#### Data listing
◇ ◇ ◇
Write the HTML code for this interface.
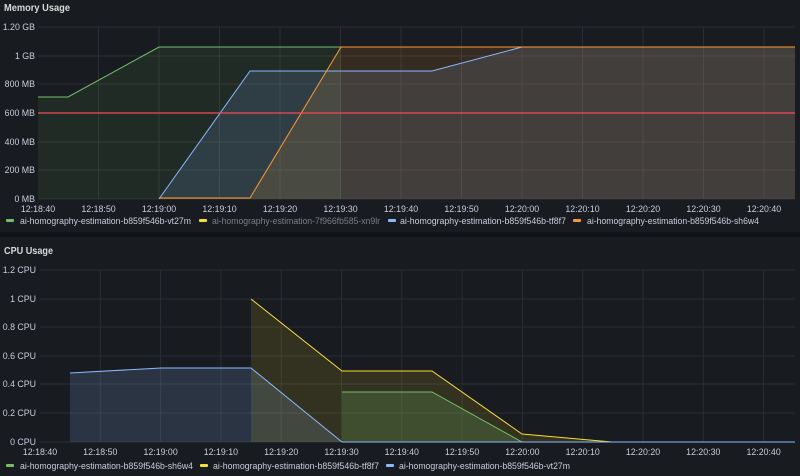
<!DOCTYPE html>
<html><head><meta charset="utf-8"><style>
html,body{margin:0;padding:0;background:#181b1f;}
svg{display:block;font-family:"Liberation Sans",sans-serif;}
</style></head><body>
<svg width="800" height="476" viewBox="0 0 800 476" xmlns="http://www.w3.org/2000/svg">
<rect width="800" height="476" fill="#181b1f"/>
<rect x="0" y="232" width="800" height="5" fill="#111217"/>
<text x="4" y="11" fill="#d8d9da" font-size="10.5" font-weight="bold" textLength="66" lengthAdjust="spacingAndGlyphs">Memory Usage</text>
<text x="4" y="254" fill="#d8d9da" font-size="10.5" font-weight="bold" textLength="49" lengthAdjust="spacingAndGlyphs">CPU Usage</text>
<g stroke="#2a2d33" stroke-width="1">
<path d="M38 27H795M38 56H795M38 84H795M38 113H795M38 142H795M38 170H795M38 199H795"/>
<path d="M98.5 27V199M159 27V199M219.5 27V199M280 27V199M340.5 27V199M401 27V199M461.5 27V199M522 27V199M582.5 27V199M643 27V199M703.5 27V199M764 27V199"/>
<path d="M40 270H795M40 299H795M40 327H795M40 356H795M40 384H795M40 413H795M40 442H795"/>
<path d="M100.3 270V442M160.6 270V442M220.9 270V442M281.2 270V442M341.5 270V442M401.8 270V442M462.1 270V442M522.4 270V442M582.7 270V442M643 270V442M703.3 270V442M763.6 270V442"/>
</g>
<g font-size="8.8" fill="#ccccdc" text-anchor="end">
<text x="35" y="30">1.20 GB</text><text x="35" y="59">1 GB</text><text x="35" y="87">800 MB</text><text x="35" y="116">600 MB</text><text x="35" y="145">400 MB</text><text x="35" y="173">200 MB</text><text x="35" y="202">0 MB</text>
<text x="36" y="273">1.2 CPU</text><text x="36" y="302">1 CPU</text><text x="36" y="330">0.8 CPU</text><text x="36" y="359">0.6 CPU</text><text x="36" y="387">0.4 CPU</text><text x="36" y="416">0.2 CPU</text><text x="36" y="445">0 CPU</text>
</g>
<g font-size="8.8" fill="#ccccdc" text-anchor="middle">
<text x="38" y="212">12:18:40</text><text x="98.5" y="212">12:18:50</text><text x="159" y="212">12:19:00</text><text x="219.5" y="212">12:19:10</text><text x="280" y="212">12:19:20</text><text x="340.5" y="212">12:19:30</text><text x="401" y="212">12:19:40</text><text x="461.5" y="212">12:19:50</text><text x="522" y="212">12:20:00</text><text x="582.5" y="212">12:20:10</text><text x="643" y="212">12:20:20</text><text x="703.5" y="212">12:20:30</text><text x="764" y="212">12:20:40</text>
<text x="40" y="455">12:18:40</text><text x="100.3" y="455">12:18:50</text><text x="160.6" y="455">12:19:00</text><text x="220.9" y="455">12:19:10</text><text x="281.2" y="455">12:19:20</text><text x="341.5" y="455">12:19:30</text><text x="401.8" y="455">12:19:40</text><text x="462.1" y="455">12:19:50</text><text x="522.4" y="455">12:20:00</text><text x="582.7" y="455">12:20:10</text><text x="643" y="455">12:20:20</text><text x="703.3" y="455">12:20:30</text><text x="763.6" y="455">12:20:40</text>
</g>
<!-- memory series -->
<path d="M38 97L68 97L159 47L341 47L341 199L38 199Z" fill="#73bf69" fill-opacity="0.1"/>
<path d="M159 199L250 71L432 71L522 47L795 47L795 199Z" fill="#8ab8ff" fill-opacity="0.14"/>
<path d="M159 198L250 198L341 47L795 47L795 199L159 199Z" fill="#ff9830" fill-opacity="0.13"/>
<path d="M38 97L68 97L159 47L341 47" fill="none" stroke="#73bf69" stroke-width="1"/>
<path d="M159 199L250 71L432 71L522 47L795 47" fill="none" stroke="#8ab8ff" stroke-width="1"/>
<path d="M159 198L250 198L341 47L795 47" fill="none" stroke="#ff9830" stroke-width="1"/>
<path d="M38 113H795" stroke="#f2495c" stroke-width="1.2"/>
<!-- cpu series -->
<path d="M70 373L161 368L251 368L342 442L70 442Z" fill="#8ab8ff" fill-opacity="0.16"/>
<path d="M251 299L342 371L432 371L522 434L612 442L251 442Z" fill="#fade2a" fill-opacity="0.12"/>
<path d="M342 392L432 392L522 442L342 442Z" fill="#73bf69" fill-opacity="0.2"/>
<path d="M251 299L342 371L432 371L522 434L612 442L795 442" fill="none" stroke="#fade2a" stroke-width="1"/>
<path d="M342 392L432 392L522 442L795 442" fill="none" stroke="#73bf69" stroke-width="1"/>
<path d="M70 373L161 368L251 368L342 442L795 442" fill="none" stroke="#8ab8ff" stroke-width="1"/>
<!-- legends -->
<g font-size="9.5" fill="#ccccdc">
<rect x="6" y="219" width="8" height="3" rx="1" fill="#73bf69"/><text x="20" y="224" textLength="171" lengthAdjust="spacingAndGlyphs">ai-homography-estimation-b859f546b-vt27m</text>
<rect x="199" y="219" width="8" height="3" rx="1" fill="#fade2a"/><text x="212" y="224" fill="#7b7f86" textLength="168" lengthAdjust="spacingAndGlyphs">ai-homography-estimation-7f966fb585-xn9lr</text>
<rect x="388" y="219" width="8" height="3" rx="1" fill="#8ab8ff"/><text x="400" y="224" textLength="166" lengthAdjust="spacingAndGlyphs">ai-homography-estimation-b859f546b-tf8f7</text>
<rect x="573" y="219" width="8" height="3" rx="1" fill="#ff9830"/><text x="587" y="224" textLength="172" lengthAdjust="spacingAndGlyphs">ai-homography-estimation-b859f546b-sh6w4</text>
<rect x="6" y="464" width="8" height="3" rx="1" fill="#73bf69"/><text x="20" y="469" textLength="173" lengthAdjust="spacingAndGlyphs">ai-homography-estimation-b859f546b-sh6w4</text>
<rect x="200" y="464" width="8" height="3" rx="1" fill="#fade2a"/><text x="213" y="469" textLength="166" lengthAdjust="spacingAndGlyphs">ai-homography-estimation-b859f546b-tf8f7</text>
<rect x="386" y="464" width="8" height="3" rx="1" fill="#8ab8ff"/><text x="399" y="469" textLength="171" lengthAdjust="spacingAndGlyphs">ai-homography-estimation-b859f546b-vt27m</text>
</g>
</svg>
</body></html>
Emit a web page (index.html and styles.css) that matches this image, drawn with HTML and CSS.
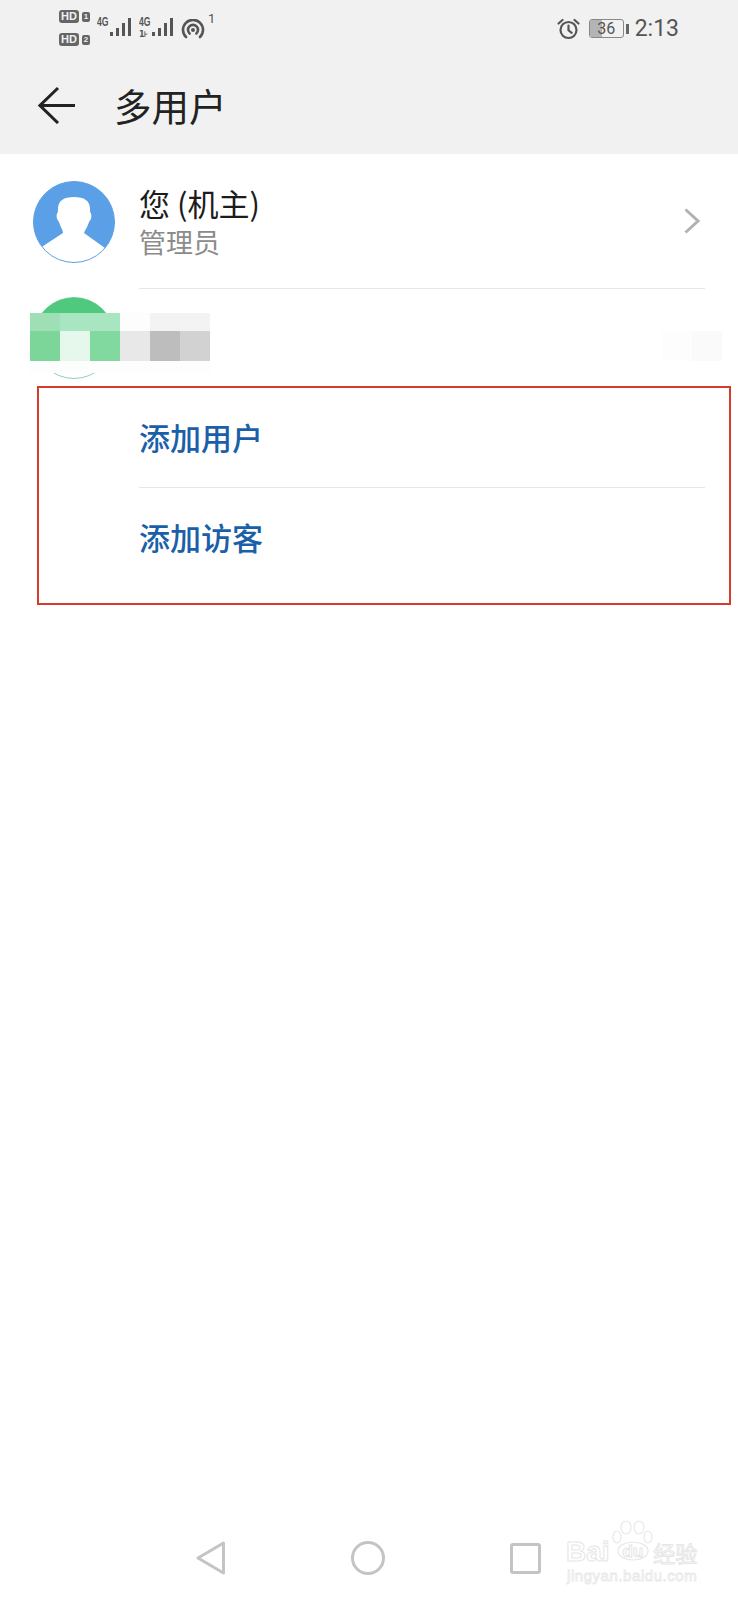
◇ ◇ ◇
#### What is required
Would you return the data exactly as written, without the pictures?

#### Problem solution
Write the HTML code for this interface.
<!DOCTYPE html>
<html><head><meta charset="utf-8"><style>
html,body{margin:0;padding:0;background:#181b1f;}
svg{display:block;font-family:"Liberation Sans",sans-serif;}
</style></head><body>
<svg width="800" height="476" viewBox="0 0 800 476" xmlns="http://www.w3.org/2000/svg">
<rect width="800" height="476" fill="#181b1f"/>
<rect x="0" y="232" width="800" height="5" fill="#111217"/>
<text x="4" y="11" fill="#d8d9da" font-size="10.5" font-weight="bold" textLength="66" lengthAdjust="spacingAndGlyphs">Memory Usage</text>
<text x="4" y="254" fill="#d8d9da" font-size="10.5" font-weight="bold" textLength="49" lengthAdjust="spacingAndGlyphs">CPU Usage</text>
<g stroke="#2a2d33" stroke-width="1">
<path d="M38 27H795M38 56H795M38 84H795M38 113H795M38 142H795M38 170H795M38 199H795"/>
<path d="M98.5 27V199M159 27V199M219.5 27V199M280 27V199M340.5 27V199M401 27V199M461.5 27V199M522 27V199M582.5 27V199M643 27V199M703.5 27V199M764 27V199"/>
<path d="M40 270H795M40 299H795M40 327H795M40 356H795M40 384H795M40 413H795M40 442H795"/>
<path d="M100.3 270V442M160.6 270V442M220.9 270V442M281.2 270V442M341.5 270V442M401.8 270V442M462.1 270V442M522.4 270V442M582.7 270V442M643 270V442M703.3 270V442M763.6 270V442"/>
</g>
<g font-size="8.8" fill="#ccccdc" text-anchor="end">
<text x="35" y="30">1.20 GB</text><text x="35" y="59">1 GB</text><text x="35" y="87">800 MB</text><text x="35" y="116">600 MB</text><text x="35" y="145">400 MB</text><text x="35" y="173">200 MB</text><text x="35" y="202">0 MB</text>
<text x="36" y="273">1.2 CPU</text><text x="36" y="302">1 CPU</text><text x="36" y="330">0.8 CPU</text><text x="36" y="359">0.6 CPU</text><text x="36" y="387">0.4 CPU</text><text x="36" y="416">0.2 CPU</text><text x="36" y="445">0 CPU</text>
</g>
<g font-size="8.8" fill="#ccccdc" text-anchor="middle">
<text x="38" y="212">12:18:40</text><text x="98.5" y="212">12:18:50</text><text x="159" y="212">12:19:00</text><text x="219.5" y="212">12:19:10</text><text x="280" y="212">12:19:20</text><text x="340.5" y="212">12:19:30</text><text x="401" y="212">12:19:40</text><text x="461.5" y="212">12:19:50</text><text x="522" y="212">12:20:00</text><text x="582.5" y="212">12:20:10</text><text x="643" y="212">12:20:20</text><text x="703.5" y="212">12:20:30</text><text x="764" y="212">12:20:40</text>
<text x="40" y="455">12:18:40</text><text x="100.3" y="455">12:18:50</text><text x="160.6" y="455">12:19:00</text><text x="220.9" y="455">12:19:10</text><text x="281.2" y="455">12:19:20</text><text x="341.5" y="455">12:19:30</text><text x="401.8" y="455">12:19:40</text><text x="462.1" y="455">12:19:50</text><text x="522.4" y="455">12:20:00</text><text x="582.7" y="455">12:20:10</text><text x="643" y="455">12:20:20</text><text x="703.3" y="455">12:20:30</text><text x="763.6" y="455">12:20:40</text>
</g>
<!-- memory series -->
<path d="M38 97L68 97L159 47L341 47L341 199L38 199Z" fill="#73bf69" fill-opacity="0.1"/>
<path d="M159 199L250 71L432 71L522 47L795 47L795 199Z" fill="#8ab8ff" fill-opacity="0.14"/>
<path d="M159 198L250 198L341 47L795 47L795 199L159 199Z" fill="#ff9830" fill-opacity="0.13"/>
<path d="M38 97L68 97L159 47L341 47" fill="none" stroke="#73bf69" stroke-width="1"/>
<path d="M159 199L250 71L432 71L522 47L795 47" fill="none" stroke="#8ab8ff" stroke-width="1"/>
<path d="M159 198L250 198L341 47L795 47" fill="none" stroke="#ff9830" stroke-width="1"/>
<path d="M38 113H795" stroke="#f2495c" stroke-width="1.2"/>
<!-- cpu series -->
<path d="M70 373L161 368L251 368L342 442L70 442Z" fill="#8ab8ff" fill-opacity="0.16"/>
<path d="M251 299L342 371L432 371L522 434L612 442L251 442Z" fill="#fade2a" fill-opacity="0.12"/>
<path d="M342 392L432 392L522 442L342 442Z" fill="#73bf69" fill-opacity="0.2"/>
<path d="M251 299L342 371L432 371L522 434L612 442L795 442" fill="none" stroke="#fade2a" stroke-width="1"/>
<path d="M342 392L432 392L522 442L795 442" fill="none" stroke="#73bf69" stroke-width="1"/>
<path d="M70 373L161 368L251 368L342 442L795 442" fill="none" stroke="#8ab8ff" stroke-width="1"/>
<!-- legends -->
<g font-size="9.5" fill="#ccccdc">
<rect x="6" y="219" width="8" height="3" rx="1" fill="#73bf69"/><text x="20" y="224" textLength="171" lengthAdjust="spacingAndGlyphs">ai-homography-estimation-b859f546b-vt27m</text>
<rect x="199" y="219" width="8" height="3" rx="1" fill="#fade2a"/><text x="212" y="224" fill="#7b7f86" textLength="168" lengthAdjust="spacingAndGlyphs">ai-homography-estimation-7f966fb585-xn9lr</text>
<rect x="388" y="219" width="8" height="3" rx="1" fill="#8ab8ff"/><text x="400" y="224" textLength="166" lengthAdjust="spacingAndGlyphs">ai-homography-estimation-b859f546b-tf8f7</text>
<rect x="573" y="219" width="8" height="3" rx="1" fill="#ff9830"/><text x="587" y="224" textLength="172" lengthAdjust="spacingAndGlyphs">ai-homography-estimation-b859f546b-sh6w4</text>
<rect x="6" y="464" width="8" height="3" rx="1" fill="#73bf69"/><text x="20" y="469" textLength="173" lengthAdjust="spacingAndGlyphs">ai-homography-estimation-b859f546b-sh6w4</text>
<rect x="200" y="464" width="8" height="3" rx="1" fill="#fade2a"/><text x="213" y="469" textLength="166" lengthAdjust="spacingAndGlyphs">ai-homography-estimation-b859f546b-tf8f7</text>
<rect x="386" y="464" width="8" height="3" rx="1" fill="#8ab8ff"/><text x="399" y="469" textLength="171" lengthAdjust="spacingAndGlyphs">ai-homography-estimation-b859f546b-vt27m</text>
</g>
</svg>
</body></html>
Emit a web page (index.html and styles.css) that matches this image, drawn with HTML and CSS.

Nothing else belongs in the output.